Everyone rides in grim silence. A few mutter soft epithets torn away by the screaming wind. I think I’ve heard a prayer or two, not just the ubiquitous “Oh Jesus”. Closing your eyes and treating Billy’s taxi like a sensory deprivation chamber is one of the more spiritual highs I’ve reached lately. Just shift your trust to whatever deity or enlightened principle you prefer and let the screeching tires and rocking chassis transport you home. Whether it’s your earthly home or your home in an etherial sense is largely up to the weather, road conditions, and Billy’s sobriety.

After thumbing my nose at fate, I loitered for a while in the square and had a beer at the pub. Or bar. They call it both. British and American words are interchanged often, depending on what country the speaker has emigrated to or from recently.
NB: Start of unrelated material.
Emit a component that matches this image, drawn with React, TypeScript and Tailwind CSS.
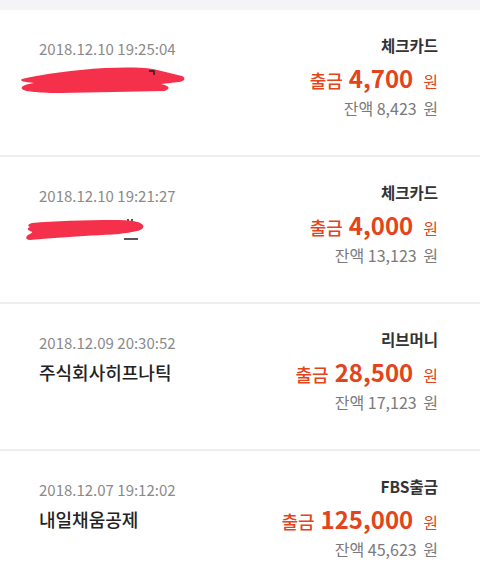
const FONT = "font-['Noto_Sans_CJK_KR','Noto_Sans',sans-serif]";

type Tx = {
  date: string;
  name: string | null;
  blur?: 1 | 2;
  method: string;
  amount: string;
  balance: string;
};

const txs: Tx[] = [
  { date: "2018.12.10 19:25:04", name: null, blur: 1, method: "체크카드", amount: "4,700", balance: "8,423" },
  { date: "2018.12.10 19:21:27", name: null, blur: 2, method: "체크카드", amount: "4,000", balance: "13,123" },
  { date: "2018.12.09 20:30:52", name: "주식회사히프나틱", method: "리브머니", amount: "28,500", balance: "17,123" },
  { date: "2018.12.07 19:12:02", name: "내일채움공제", method: "FBS출금", amount: "125,000", balance: "45,623" },
];

// red marker scribbles hiding the merchant name
function Scribble({ kind }: { kind: 1 | 2 }) {
  if (kind === 1) {
    return (
      <svg width="168" height="30" viewBox="0 0 168 30" className="-ml-[20px] mt-[2px]">
        <path
          d="M3,15 C20,11 40,8 62,6 C92,3 118,3 134,5 L163,12 C167,14 166,17 160,18 L142,20 C151,22 152,25 145,27 L42,29 C22,29 6,28 3,25 C1,22 8,20 15,19 C5,18 0,17 3,15 Z"
          fill="#f5304a"
        />
        <path d="M130,7 L135,7 L135,11" stroke="#222" strokeWidth="1.5" fill="none" />
      </svg>
    );
  }
  return (
    <svg width="126" height="30" viewBox="0 0 126 30" className="-ml-[15px] translate-y-[5px]">
      <path d="M104,4 L104,12 M108,4 L108,12 M100,24 L114,24" stroke="#222" strokeWidth="1.5" fill="none" />
      <path
        d="M8,8 C30,6 60,5 90,5 C105,5 116,6 119,10 C121,14 115,16 108,17 C100,19 80,20 60,21 C40,22 20,24 6,25 C2,25 1,22 4,20 C8,18 10,17 6,16 C3,15 3,13 6,12 C3,11 4,9 8,8 Z"
        fill="#f5304a"
      />
    </svg>
  );
}

function Row({ tx }: { tx: Tx }) {
  return (
    <div className="flex h-[147px] justify-between border-b-2 border-[#eeeeef] bg-white pl-[39px] pr-[42px]">
      <div className="flex flex-col pt-[29px]">
        <div className="text-[15px] leading-[20px] text-[#8a8a8a]">{tx.date}</div>
        <div className="mt-[6px] flex h-[26px] items-center">
          {tx.name ? (
            <span className="text-[18px] font-medium leading-[26px] text-[#222]">{tx.name}</span>
          ) : (
            <Scribble kind={tx.blur ?? 1} />
          )}
        </div>
      </div>
      <div className="flex flex-col items-end pt-[25px]">
        <div className="text-[15.5px] font-bold leading-[20px] text-[#333]">{tx.method}</div>
        <div className="mt-[8px] flex h-[30px] items-baseline gap-[6px] text-[#e4441b]">
          <span className="text-[18px] font-medium">출금</span>
          <span className="text-[24px] font-bold leading-[30px]">{tx.amount}</span>
          <span className="ml-[4px] text-[16px]">원</span>
        </div>
        <div className="mt-[4px] text-[16px] leading-[22px] text-[#7a7a7a]">
          잔액 {tx.balance} <span className="ml-[3px]">원</span>
        </div>
      </div>
    </div>
  );
}

export default function App() {
  return (
    <main className={`${FONT} min-h-screen w-[480px] bg-white`}>
      <div className="h-[10px] bg-[#f4f4f6]" />
      {txs.map((tx) => (
        <Row key={tx.date} tx={tx} />
      ))}
    </main>
  );
}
Most of the country is on a long-term stopover between the two. I’ve met folks who’ve seen more of my country than I have. It’s not uncommon for a fellow to have lived in my state, and know my city or suburb intimately.

Walking back along the main road to my house, I regurgitate smiles for anyone who cares to notice me anymore. I’ve long-since passed the phase of being a local spectacle. A quick stop to the shop for toilet paper and gossip and I’m back on my front porch before sundown. That affords me a few precious moments to break open a frozen box juice and snipe hellos and good evenings at unsuspecting passersby. Athena is happy to see me, because she’s equated me with food and attention. Good cat.

The sun sets on another day. Regardless of what I did or did not accomplish, I can’t help but smile at the colors the atmosphere still manages to summon for the grand finale, another composition to file in a lost gallery of countless masterpieces.